Task directions:
Single out each line with the word "that" and copy it.

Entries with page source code
________________
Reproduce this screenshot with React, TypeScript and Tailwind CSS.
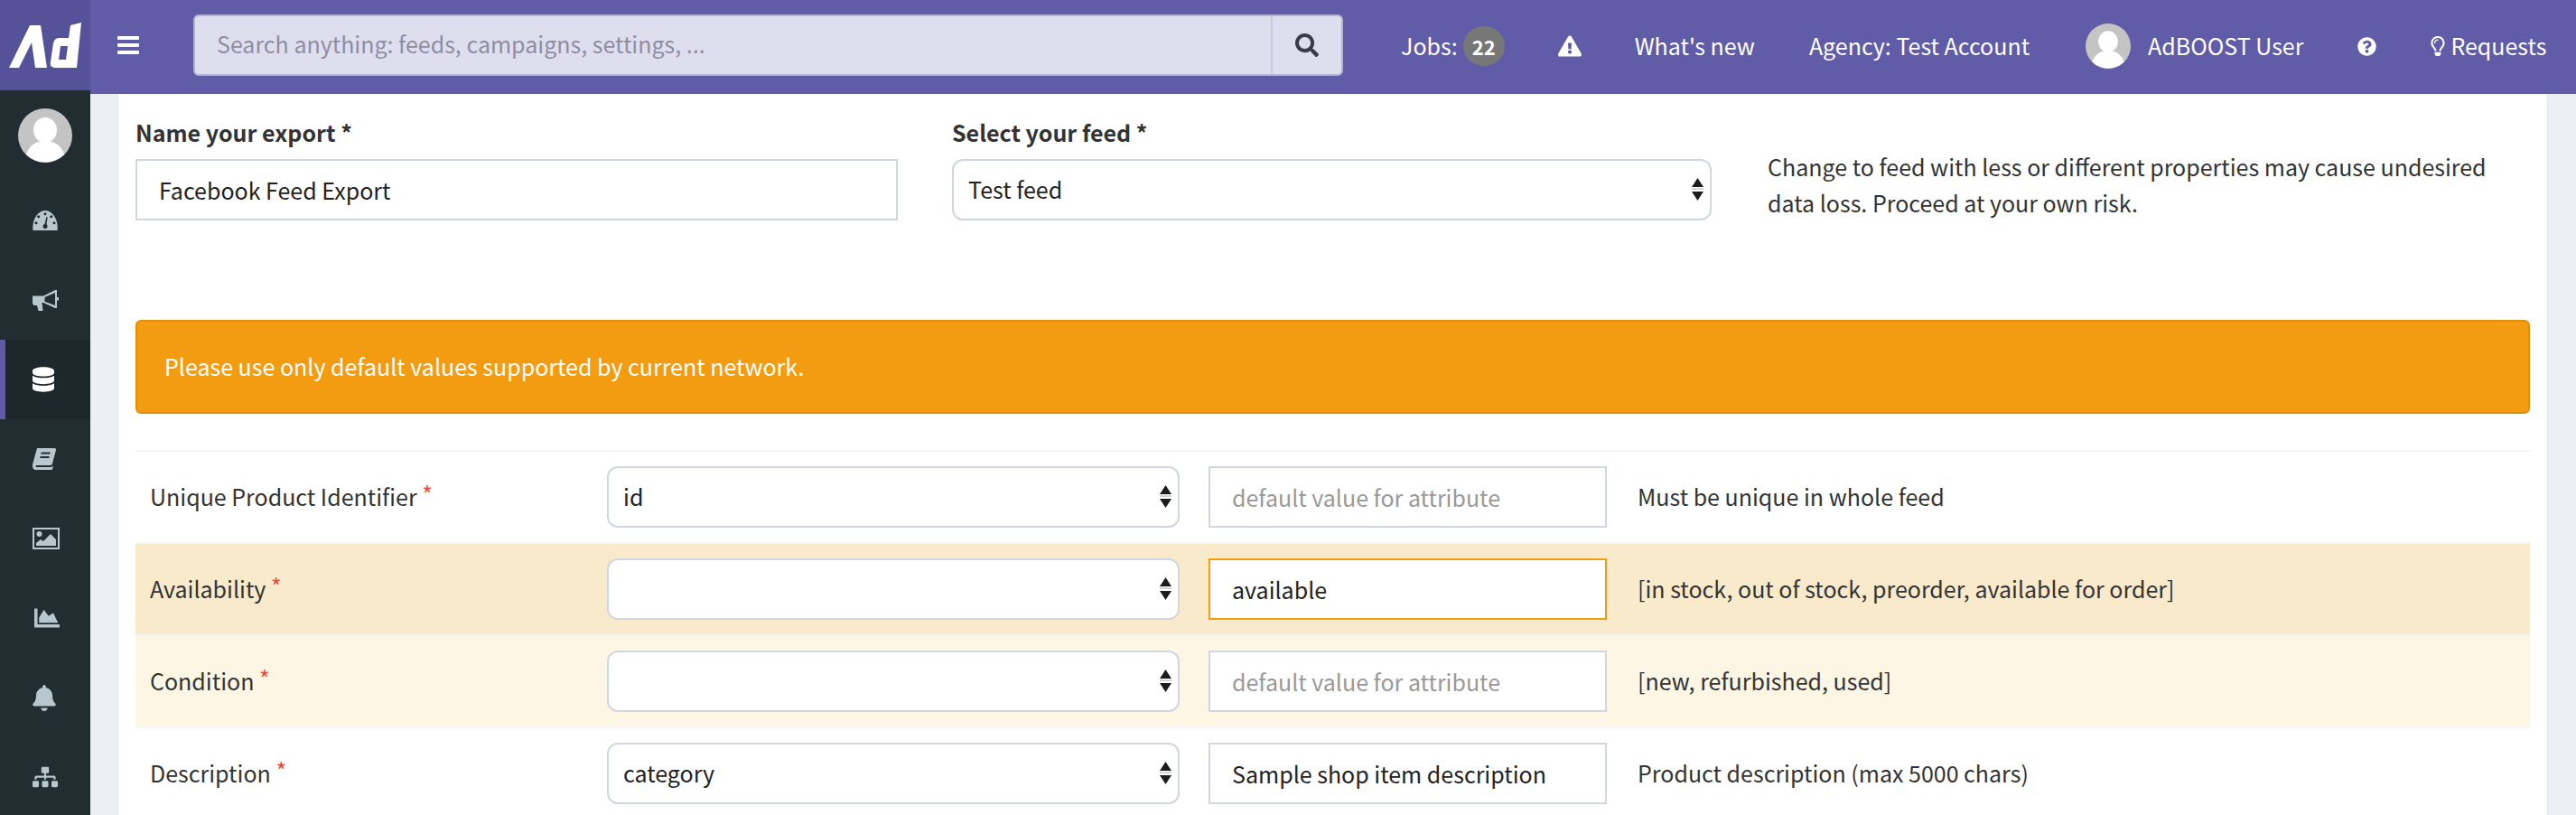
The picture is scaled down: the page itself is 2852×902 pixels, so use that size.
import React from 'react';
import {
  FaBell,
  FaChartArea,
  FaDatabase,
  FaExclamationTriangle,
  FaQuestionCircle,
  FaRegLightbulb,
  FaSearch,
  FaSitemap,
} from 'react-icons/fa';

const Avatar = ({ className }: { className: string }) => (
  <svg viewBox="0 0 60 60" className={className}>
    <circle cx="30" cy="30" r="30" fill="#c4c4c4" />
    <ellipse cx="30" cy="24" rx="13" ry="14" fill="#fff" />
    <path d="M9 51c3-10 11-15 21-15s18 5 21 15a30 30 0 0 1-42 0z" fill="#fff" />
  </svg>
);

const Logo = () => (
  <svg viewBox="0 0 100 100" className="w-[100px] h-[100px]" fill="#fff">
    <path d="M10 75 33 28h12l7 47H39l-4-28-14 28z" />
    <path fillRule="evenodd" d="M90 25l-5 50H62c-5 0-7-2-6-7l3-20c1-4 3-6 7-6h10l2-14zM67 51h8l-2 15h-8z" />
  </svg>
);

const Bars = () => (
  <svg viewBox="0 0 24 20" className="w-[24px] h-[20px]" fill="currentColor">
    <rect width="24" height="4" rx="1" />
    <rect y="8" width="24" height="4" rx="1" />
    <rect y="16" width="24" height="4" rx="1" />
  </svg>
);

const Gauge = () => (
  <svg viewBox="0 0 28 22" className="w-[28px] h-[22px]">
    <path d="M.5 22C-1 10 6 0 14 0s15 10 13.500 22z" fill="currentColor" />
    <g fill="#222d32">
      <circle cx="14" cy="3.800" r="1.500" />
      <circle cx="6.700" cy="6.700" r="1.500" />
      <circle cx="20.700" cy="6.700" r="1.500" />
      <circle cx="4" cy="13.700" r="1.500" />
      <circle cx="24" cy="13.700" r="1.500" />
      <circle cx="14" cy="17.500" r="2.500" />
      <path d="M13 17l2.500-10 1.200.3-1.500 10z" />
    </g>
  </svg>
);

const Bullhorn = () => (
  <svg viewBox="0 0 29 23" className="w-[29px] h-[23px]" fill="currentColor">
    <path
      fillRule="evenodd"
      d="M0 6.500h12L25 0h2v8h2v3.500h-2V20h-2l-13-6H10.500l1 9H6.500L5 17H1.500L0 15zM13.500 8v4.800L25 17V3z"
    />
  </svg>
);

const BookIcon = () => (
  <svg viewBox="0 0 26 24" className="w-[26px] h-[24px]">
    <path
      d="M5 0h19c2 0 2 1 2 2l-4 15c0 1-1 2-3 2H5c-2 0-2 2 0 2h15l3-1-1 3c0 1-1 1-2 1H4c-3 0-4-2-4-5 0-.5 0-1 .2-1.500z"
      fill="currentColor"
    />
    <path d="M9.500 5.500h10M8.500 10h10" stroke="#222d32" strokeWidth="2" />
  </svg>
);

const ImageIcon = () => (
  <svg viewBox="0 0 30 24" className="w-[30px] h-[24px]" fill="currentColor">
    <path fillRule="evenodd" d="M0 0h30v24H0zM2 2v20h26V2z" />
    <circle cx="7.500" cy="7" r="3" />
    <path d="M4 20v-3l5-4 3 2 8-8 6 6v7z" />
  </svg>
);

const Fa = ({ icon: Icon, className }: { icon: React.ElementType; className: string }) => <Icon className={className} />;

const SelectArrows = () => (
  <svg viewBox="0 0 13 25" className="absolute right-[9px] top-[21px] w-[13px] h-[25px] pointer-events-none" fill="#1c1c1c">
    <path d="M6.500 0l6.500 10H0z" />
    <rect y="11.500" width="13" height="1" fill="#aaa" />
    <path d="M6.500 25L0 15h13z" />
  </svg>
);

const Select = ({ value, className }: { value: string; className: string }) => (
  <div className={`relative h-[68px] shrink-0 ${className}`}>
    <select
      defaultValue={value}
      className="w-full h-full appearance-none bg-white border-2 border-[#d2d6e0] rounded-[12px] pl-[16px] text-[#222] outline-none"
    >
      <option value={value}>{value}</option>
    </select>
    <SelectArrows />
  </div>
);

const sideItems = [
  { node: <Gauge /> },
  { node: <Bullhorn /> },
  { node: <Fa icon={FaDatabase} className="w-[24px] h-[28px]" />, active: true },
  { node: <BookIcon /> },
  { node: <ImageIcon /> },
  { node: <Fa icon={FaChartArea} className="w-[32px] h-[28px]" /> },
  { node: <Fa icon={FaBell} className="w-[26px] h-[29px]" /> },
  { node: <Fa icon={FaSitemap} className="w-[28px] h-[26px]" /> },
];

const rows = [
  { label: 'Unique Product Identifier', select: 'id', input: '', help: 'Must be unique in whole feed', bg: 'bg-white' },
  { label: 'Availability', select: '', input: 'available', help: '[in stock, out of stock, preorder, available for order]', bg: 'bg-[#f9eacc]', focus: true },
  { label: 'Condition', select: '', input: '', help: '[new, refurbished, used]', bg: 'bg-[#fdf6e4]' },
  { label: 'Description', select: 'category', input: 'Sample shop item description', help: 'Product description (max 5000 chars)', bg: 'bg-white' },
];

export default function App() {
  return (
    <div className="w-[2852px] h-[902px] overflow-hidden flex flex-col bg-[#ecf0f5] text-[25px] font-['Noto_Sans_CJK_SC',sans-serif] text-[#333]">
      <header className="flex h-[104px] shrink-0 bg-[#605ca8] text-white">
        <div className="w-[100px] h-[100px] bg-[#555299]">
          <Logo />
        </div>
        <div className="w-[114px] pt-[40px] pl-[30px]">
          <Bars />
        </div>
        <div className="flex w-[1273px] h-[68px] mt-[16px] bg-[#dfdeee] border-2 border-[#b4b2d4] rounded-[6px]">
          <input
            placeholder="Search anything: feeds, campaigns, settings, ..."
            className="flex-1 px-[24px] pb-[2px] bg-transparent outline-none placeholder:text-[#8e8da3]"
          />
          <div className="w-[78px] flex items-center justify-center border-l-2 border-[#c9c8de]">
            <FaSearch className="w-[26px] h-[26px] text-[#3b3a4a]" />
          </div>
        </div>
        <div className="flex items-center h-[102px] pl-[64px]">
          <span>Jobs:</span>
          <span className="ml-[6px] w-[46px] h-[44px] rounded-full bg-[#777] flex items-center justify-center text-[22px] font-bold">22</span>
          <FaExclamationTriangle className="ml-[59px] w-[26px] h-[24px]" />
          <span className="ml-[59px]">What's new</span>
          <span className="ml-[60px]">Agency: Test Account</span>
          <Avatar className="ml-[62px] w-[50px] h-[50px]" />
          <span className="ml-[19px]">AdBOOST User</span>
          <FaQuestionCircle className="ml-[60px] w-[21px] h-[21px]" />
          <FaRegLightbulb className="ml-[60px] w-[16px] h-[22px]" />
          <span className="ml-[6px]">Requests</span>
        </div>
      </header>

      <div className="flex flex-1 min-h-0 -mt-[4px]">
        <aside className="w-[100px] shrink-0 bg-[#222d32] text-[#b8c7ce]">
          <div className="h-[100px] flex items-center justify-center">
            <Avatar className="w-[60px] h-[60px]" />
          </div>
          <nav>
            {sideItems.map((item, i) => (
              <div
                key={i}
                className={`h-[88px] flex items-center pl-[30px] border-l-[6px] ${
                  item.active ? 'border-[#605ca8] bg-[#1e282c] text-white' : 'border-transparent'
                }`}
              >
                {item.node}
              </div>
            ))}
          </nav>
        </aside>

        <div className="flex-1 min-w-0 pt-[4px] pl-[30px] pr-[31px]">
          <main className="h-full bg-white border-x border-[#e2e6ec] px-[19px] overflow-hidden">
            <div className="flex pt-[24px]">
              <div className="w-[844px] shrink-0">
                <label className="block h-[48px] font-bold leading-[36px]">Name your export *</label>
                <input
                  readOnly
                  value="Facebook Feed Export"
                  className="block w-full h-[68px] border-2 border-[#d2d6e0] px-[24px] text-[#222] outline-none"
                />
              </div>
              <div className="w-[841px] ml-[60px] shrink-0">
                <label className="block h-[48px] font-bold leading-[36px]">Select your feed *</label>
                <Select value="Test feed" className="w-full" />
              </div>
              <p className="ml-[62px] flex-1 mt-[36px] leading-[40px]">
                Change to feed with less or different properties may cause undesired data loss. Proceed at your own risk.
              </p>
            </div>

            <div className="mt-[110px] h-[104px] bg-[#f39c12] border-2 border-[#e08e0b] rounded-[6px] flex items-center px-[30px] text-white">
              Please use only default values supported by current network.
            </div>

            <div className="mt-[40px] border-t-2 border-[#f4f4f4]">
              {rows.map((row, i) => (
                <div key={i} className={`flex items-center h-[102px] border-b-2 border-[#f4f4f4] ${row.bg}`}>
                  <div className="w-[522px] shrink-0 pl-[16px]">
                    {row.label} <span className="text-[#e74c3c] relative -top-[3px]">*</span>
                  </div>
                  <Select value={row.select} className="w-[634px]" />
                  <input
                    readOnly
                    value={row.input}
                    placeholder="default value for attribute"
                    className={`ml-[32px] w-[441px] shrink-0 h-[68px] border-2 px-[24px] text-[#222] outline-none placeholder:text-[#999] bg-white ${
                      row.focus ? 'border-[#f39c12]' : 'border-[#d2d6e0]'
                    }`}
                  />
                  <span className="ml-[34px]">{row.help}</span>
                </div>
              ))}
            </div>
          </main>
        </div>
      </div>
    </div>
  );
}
________________
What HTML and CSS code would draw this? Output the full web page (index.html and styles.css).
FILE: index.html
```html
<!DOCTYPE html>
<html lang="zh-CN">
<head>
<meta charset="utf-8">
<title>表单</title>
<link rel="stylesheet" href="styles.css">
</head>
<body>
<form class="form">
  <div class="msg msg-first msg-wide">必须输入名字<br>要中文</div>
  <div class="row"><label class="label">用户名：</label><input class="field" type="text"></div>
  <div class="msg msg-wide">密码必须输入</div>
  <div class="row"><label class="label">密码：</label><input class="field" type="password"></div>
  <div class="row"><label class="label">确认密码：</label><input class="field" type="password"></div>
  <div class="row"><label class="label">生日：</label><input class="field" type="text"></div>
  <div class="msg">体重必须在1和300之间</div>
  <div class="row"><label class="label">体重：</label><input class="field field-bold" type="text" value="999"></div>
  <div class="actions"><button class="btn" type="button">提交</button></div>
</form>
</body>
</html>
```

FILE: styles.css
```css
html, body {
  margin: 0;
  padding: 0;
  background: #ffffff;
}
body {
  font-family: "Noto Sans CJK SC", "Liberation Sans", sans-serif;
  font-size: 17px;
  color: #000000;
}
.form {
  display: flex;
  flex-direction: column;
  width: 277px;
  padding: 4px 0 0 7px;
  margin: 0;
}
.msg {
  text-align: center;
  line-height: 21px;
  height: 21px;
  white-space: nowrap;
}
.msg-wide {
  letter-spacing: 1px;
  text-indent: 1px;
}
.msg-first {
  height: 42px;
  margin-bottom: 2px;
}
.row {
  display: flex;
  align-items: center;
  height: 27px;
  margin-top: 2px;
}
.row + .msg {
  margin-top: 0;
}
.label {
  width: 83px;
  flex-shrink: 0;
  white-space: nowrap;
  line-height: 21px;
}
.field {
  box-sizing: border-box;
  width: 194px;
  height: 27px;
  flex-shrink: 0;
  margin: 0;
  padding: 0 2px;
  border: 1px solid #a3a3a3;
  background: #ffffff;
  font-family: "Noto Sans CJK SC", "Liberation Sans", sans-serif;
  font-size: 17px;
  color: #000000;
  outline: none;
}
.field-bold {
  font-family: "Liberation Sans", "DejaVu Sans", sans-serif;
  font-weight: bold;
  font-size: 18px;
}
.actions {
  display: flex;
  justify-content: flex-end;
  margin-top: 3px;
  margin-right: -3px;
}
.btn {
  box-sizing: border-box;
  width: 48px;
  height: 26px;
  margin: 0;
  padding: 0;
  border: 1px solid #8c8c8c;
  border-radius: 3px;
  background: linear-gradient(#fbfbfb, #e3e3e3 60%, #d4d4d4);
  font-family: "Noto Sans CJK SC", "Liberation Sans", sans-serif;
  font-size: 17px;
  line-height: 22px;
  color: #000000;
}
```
________________
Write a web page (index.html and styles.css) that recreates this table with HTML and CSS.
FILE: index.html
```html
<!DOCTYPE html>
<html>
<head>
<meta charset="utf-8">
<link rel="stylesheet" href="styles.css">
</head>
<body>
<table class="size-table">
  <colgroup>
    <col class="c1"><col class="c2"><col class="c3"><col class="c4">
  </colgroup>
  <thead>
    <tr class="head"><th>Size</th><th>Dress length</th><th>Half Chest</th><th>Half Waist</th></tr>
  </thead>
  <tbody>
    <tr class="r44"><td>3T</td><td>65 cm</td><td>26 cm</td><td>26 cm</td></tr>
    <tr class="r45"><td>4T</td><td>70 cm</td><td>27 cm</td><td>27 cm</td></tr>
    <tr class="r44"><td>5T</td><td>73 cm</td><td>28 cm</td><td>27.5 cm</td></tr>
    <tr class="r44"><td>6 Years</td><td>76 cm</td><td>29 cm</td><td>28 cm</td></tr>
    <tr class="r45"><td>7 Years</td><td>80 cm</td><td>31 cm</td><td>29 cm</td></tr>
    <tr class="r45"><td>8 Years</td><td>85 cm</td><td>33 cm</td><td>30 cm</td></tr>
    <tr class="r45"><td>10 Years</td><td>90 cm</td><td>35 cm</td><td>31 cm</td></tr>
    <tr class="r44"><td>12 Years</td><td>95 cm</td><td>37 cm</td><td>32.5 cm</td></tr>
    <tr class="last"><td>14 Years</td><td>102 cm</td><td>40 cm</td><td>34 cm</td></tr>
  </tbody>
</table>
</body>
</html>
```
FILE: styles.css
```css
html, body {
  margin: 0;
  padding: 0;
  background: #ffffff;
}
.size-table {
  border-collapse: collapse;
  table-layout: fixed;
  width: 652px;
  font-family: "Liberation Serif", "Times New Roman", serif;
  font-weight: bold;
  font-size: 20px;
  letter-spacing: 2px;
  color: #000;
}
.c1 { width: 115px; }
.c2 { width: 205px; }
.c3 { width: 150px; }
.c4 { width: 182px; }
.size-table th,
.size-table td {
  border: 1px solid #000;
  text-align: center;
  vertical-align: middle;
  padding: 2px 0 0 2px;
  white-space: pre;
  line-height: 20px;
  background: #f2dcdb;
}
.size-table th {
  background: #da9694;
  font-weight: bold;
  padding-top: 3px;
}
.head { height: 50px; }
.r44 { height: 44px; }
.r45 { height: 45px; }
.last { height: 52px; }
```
________________
The response:
The picture is scaled down: the page itself is 2852×902 pixels, so use that size.
Write a web page (index.html and styles.css) that recreates this table with HTML and CSS.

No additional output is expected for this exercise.